The rising EUR/TRY resulted from a strengthening bid for EUR/USD, aided by excitement over the EU recovery fund, which helped close the earlier gap between the former and USD/TRY. A rising EUR/TRY rate is a fundamental prerequisite for Turkish currency depreciation, which then enlists a rising EUR/USD as a necessary ingredient too.
Above: Euro-to-Dollar rate at weekly intervals alongside USD/TRY (black line) and EUR/TRY (orange line).
"If the main currencies Turkey needs – dollars and euros – were available via swap lines, this would be a valuable liquidity management tool for sure, but ultimately completely unrelated to the fundamental imbalance at hand. And, in any case, these main currencies are not available for now," Ghose says.

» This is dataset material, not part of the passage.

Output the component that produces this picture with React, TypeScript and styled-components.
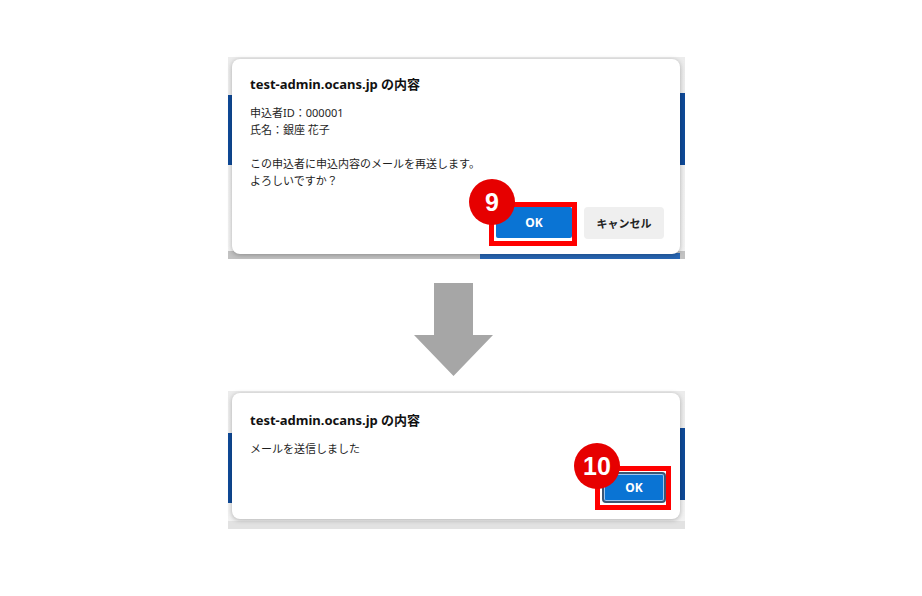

Depreciation pressure can alternate between USD/TRY and EUR/USD, although meaningful declines in the Euro might be unlikely without profit-taking among Turkey's tormentors or direct intervention from authorities.
With rate hikes aside, selling EUR/USD would be the most efficient and effective defence of the Lira for Turkish authorities.
Turkish commercial banks collect more Euros than they do Dollars while EUR/USD sales would weigh on the all-important EUR/TRY before also furnishing the country with a supply of the greenback that could subsequently be used to suppress USD/TRY.
The Euro slumped repeatedly in the 2018 Turkish sell-off, slowing the increase in EUR/TRY while also making USD/TRY work harder for a Lira devaluation.
Ultimately however, selling EUR/USD into a Lira depreciation is tantamount to a bet that either Turkey capitulates by raising interest rates or that President Recep Tayyip Erdogan prevails in a kind of tussle with global markets that has ruined many an entire country before him and/or the CBRT.